The conversation about AI productivity usually starts with process work. Data entry, report generation, email sorting. And that's a genuine win. Automating repetitive tasks saves time and the ROI maths is easy to calculate.

What gets less attention is what happens when a senior professional, someone making decisions and producing original work all day, starts using Cowork as part of how they think and operate.

Decisions need legwork. Cowork does the legwork.

Think about how a busy owner or manager actually makes a decision. It's rarely one input. You need to check what a client said in an email six weeks ago. You need to look up a supplier's pricing history. You need context from a conversation your team had in a meeting last month. Maybe some external research on market conditions too. Each of those is a separate task: open the inbox, search, read, switch apps, search again, read again. By the time you've gathered everything, an hour is gone and you haven't actually made the decision yet.

Cowork changes this. You tell it what you need: "Pull the last five emails from this contact, find what we discussed about their project in February, and do some quick research on current pricing in their sector." It goes and gets all of it. You get a briefing instead of a to-do list. The decision that would have eaten an afternoon now takes fifteen minutes because the research is done for you.

Creative work, too

Cowork can't wield a graphic design tool yet. That's coming. But creative work is more than design. Writing proposals, drafting content, putting together presentations, structuring scattered thoughts into something other people can follow. Having a competent assistant at your fingertips for this kind of work changes things.

Talk through your ideas and Cowork captures them. It tidies your sentence structure as you go, catches spelling mistakes, helps you organise a rambling brain dump into something coherent. For someone who writes regularly, that's a real shift. Thirty minutes staring at a blank page becomes ten minutes shaping a workable first draft.
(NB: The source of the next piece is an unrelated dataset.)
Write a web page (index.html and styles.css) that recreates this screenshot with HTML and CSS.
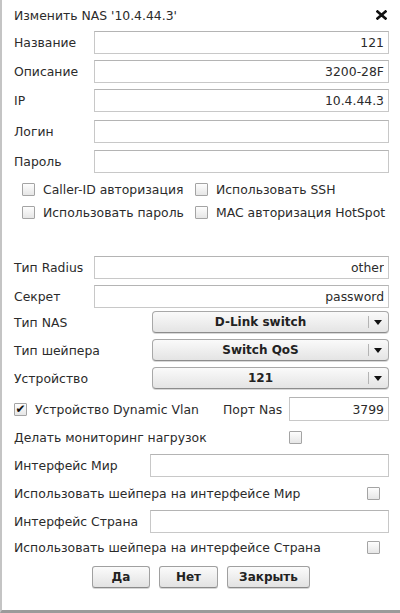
FILE: index.html
```html
<!DOCTYPE html>
<html lang="ru">
<head>
<meta charset="utf-8">
<title>Изменить NAS</title>
<link rel="stylesheet" href="styles.css">
</head>
<body>
<div class="dialog">
  <div class="head">
    <span class="title">Изменить NAS '10.4.44.3'</span>
    <svg class="close" width="11" height="10" viewBox="0 0 11 10"><path d="M1.5 1.5 L9.5 8.5 M9.5 1.5 L1.5 8.5" stroke="#111" stroke-width="2.6" stroke-linecap="square"/></svg>
  </div>

  <div class="row r1"><label class="lbl">Название</label><input class="field" value="121"></div>
  <div class="row r2"><label class="lbl">Описание</label><input class="field" value="3200-28F"></div>
  <div class="row r3"><label class="lbl">IP</label><input class="field" value="10.4.44.3"></div>
  <div class="row r4"><label class="lbl">Логин</label><input class="field" value=""></div>
  <div class="row r5"><label class="lbl">Пароль</label><input class="field" value=""></div>

  <div class="checks">
    <div class="chk"><span class="box"></span>Caller-ID авторизация</div>
    <div class="chk"><span class="box"></span>Использовать SSH</div>
    <div class="chk"><span class="box"></span>Использовать пароль</div>
    <div class="chk"><span class="box"></span>MAC авторизация HotSpot</div>
  </div>

  <div class="row r6"><label class="lbl">Тип Radius</label><input class="field" value="other"></div>
  <div class="row r7"><label class="lbl">Секрет</label><input class="field" value="password"></div>

  <div class="row sel-row s1"><label class="lbl">Тип NAS</label><div class="select"><span class="sel-text">D-Link switch</span><span class="sel-arrow"></span></div></div>
  <div class="row sel-row s2"><label class="lbl">Тип шейпера</label><div class="select"><span class="sel-text">Switch QoS</span><span class="sel-arrow"></span></div></div>
  <div class="row sel-row s3"><label class="lbl">Устройство</label><div class="select"><span class="sel-text">121</span><span class="sel-arrow"></span></div></div>

  <div class="row vlan">
    <div class="chk"><span class="box checked">✔</span>Устройство Dynamic Vlan</div>
    <label class="port-lbl">Порт Nas</label>
    <input class="field port" value="3799">
  </div>

  <div class="row opt mon"><span class="opt-text">Делать мониторинг нагрузок</span><span class="box mon-box"></span></div>

  <div class="row wide w1"><label class="lbl">Интерфейс Мир</label><input class="field" value=""></div>
  <div class="row opt o1"><span class="opt-text">Использовать шейпера на интерфейсе Мир</span><span class="box end-box"></span></div>
  <div class="row wide w2"><label class="lbl">Интерфейс Страна</label><input class="field" value=""></div>
  <div class="row opt o2"><span class="opt-text">Использовать шейпера на интерфейсе Страна</span><span class="box end-box"></span></div>

  <div class="buttons">
    <button class="btn b-yes">Да</button>
    <button class="btn b-no">Нет</button>
    <button class="btn b-close">Закрыть</button>
  </div>
</div>
</body>
</html>
```

FILE: styles.css
```css
html, body {
  margin: 0;
  padding: 0;
  background: #fff;
}

.dialog {
  width: 400px;
  height: 613px;
  box-sizing: border-box;
  border-left: 2px solid #c4c4c4;
  border-bottom: 3px solid #9a9a9a;
  padding: 0 11px 0 12px;
  font-family: "DejaVu Sans", Verdana, sans-serif;
  font-size: 12.4px;
  color: #2b2b2b;
  display: flex;
  flex-direction: column;
}

.head {
  height: 31px;
  display: flex;
  align-items: center;
  justify-content: space-between;
  padding-right: 2px;
}
.close { margin-top: -1px; }

.row {
  display: flex;
  align-items: center;
  height: 23px;
}
.lbl {
  width: 80px;
  flex: none;
}
.field {
  flex: 1;
  min-width: 0;
  height: 23px;
  box-sizing: border-box;
  border: 1px solid #c8c8c8;
  border-top-color: #b4b4b4;
  padding: 0 4px;
  margin: 0;
  text-align: right;
  font-family: inherit;
  font-size: 12.4px;
  color: #2b2b2b;
  background: #fff;
  outline: none;
}

.r2 { margin-top: 6px; }
.r3 { margin-top: 6px; }
.r4 { margin-top: 8px; }
.r5 { margin-top: 7px; }

.checks {
  margin-top: 5px;
  padding-left: 8px;
  display: grid;
  grid-template-columns: 173px auto;
  grid-auto-rows: 23px;
}
.chk {
  display: flex;
  align-items: center;
  gap: 8px;
  white-space: nowrap;
}

.box {
  width: 13px;
  height: 13px;
  box-sizing: border-box;
  border: 1px solid #a4a4a4;
  border-radius: 1px;
  background: linear-gradient(#fdfdfd, #e6e6e6);
  flex: none;
  display: inline-flex;
  align-items: center;
  justify-content: center;
}
.box.checked {
  font-size: 12px;
  line-height: 1;
  color: #111;
  font-weight: bold;
}

.r6 { margin-top: 32px; }
.r7 { margin-top: 6px; }

.sel-row { height: 22px; }
.s1 { margin-top: 3px; }
.s2 { margin-top: 6px; }
.s3 { margin-top: 6px; }
.sel-row .lbl { width: 138px; }
.select {
  flex: 1;
  height: 22px;
  box-sizing: border-box;
  border: 1px solid #a8a8a8;
  border-bottom-color: #8c8c8c;
  border-radius: 4px;
  background: linear-gradient(#fafafa, #e4e4e4);
  display: flex;
  align-items: center;
  box-shadow: 0 1px 0 #d8d8d8;
}
.sel-text {
  flex: 1;
  text-align: center;
  font-weight: bold;
  font-size: 12px;
  color: #222;
}
.sel-arrow {
  width: 19px;
  height: 12px;
  border-left: 1px solid #b4b4b4;
  position: relative;
  flex: none;
}
.sel-arrow::after {
  content: "";
  position: absolute;
  left: 5px;
  top: 4px;
  border-left: 4px solid transparent;
  border-right: 4px solid transparent;
  border-top: 5px solid #111;
}

.vlan {
  margin-top: 8px;
  height: 24px;
}
.vlan .field { height: 24px; }
.vlan .chk { width: 210px; }
.port-lbl { width: 66px; flex: none; }
.field.port { flex: none; width: 100px; }

.opt { justify-content: space-between; }
.mon { margin-top: 5px; }
.mon .opt-text { width: 275px; }
.mon-box { margin-right: auto; }

.wide .lbl { width: 136px; }
.w1 { margin-top: 5px; }
.o1 { margin-top: 5px; }
.w2 { margin-top: 5px; }
.o2 { margin-top: 3px; }
.end-box { margin-right: 9px; }

.buttons {
  margin-top: 7px;
  display: flex;
  gap: 9px;
  padding-left: 78px;
}
.btn {
  height: 22px;
  box-sizing: border-box;
  border: 1px solid #a0a0a0;
  border-bottom-color: #8a8a8a;
  border-radius: 3px;
  background: linear-gradient(#fbfbfb, #e2e2e2);
  font-family: inherit;
  font-size: 12px;
  font-weight: bold;
  color: #222;
  padding: 0;
  box-shadow: 0 1px 0 #d6d6d6;
}
.b-yes { width: 58px; }
.b-no { width: 59px; }
.b-close { width: 83px; }
```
Typesetting, layout, formatting documents to look professional. These eat time constantly. Cowork handles them while you focus on what you're actually trying to say.

What this means for ROI

Process automation has a ceiling. Once you've automated your data entry, you've automated it. Done. Decision support and creative assistance work differently. They scale with the person using them. A senior leader making ten decisions a week gets value that keeps growing as they learn to lean on the tool for more of the prep work that used to eat their days. Same goes for anyone producing content or original work regularly.

The teams seeing the highest ROI from Cowork are the ones where senior people use it to make better decisions, faster. Where the content writer produces twice the output at the same quality. Where the executive walks into a meeting already briefed because Cowork pulled everything together that morning. Process automation gets Cowork in the door. This is what keeps it there.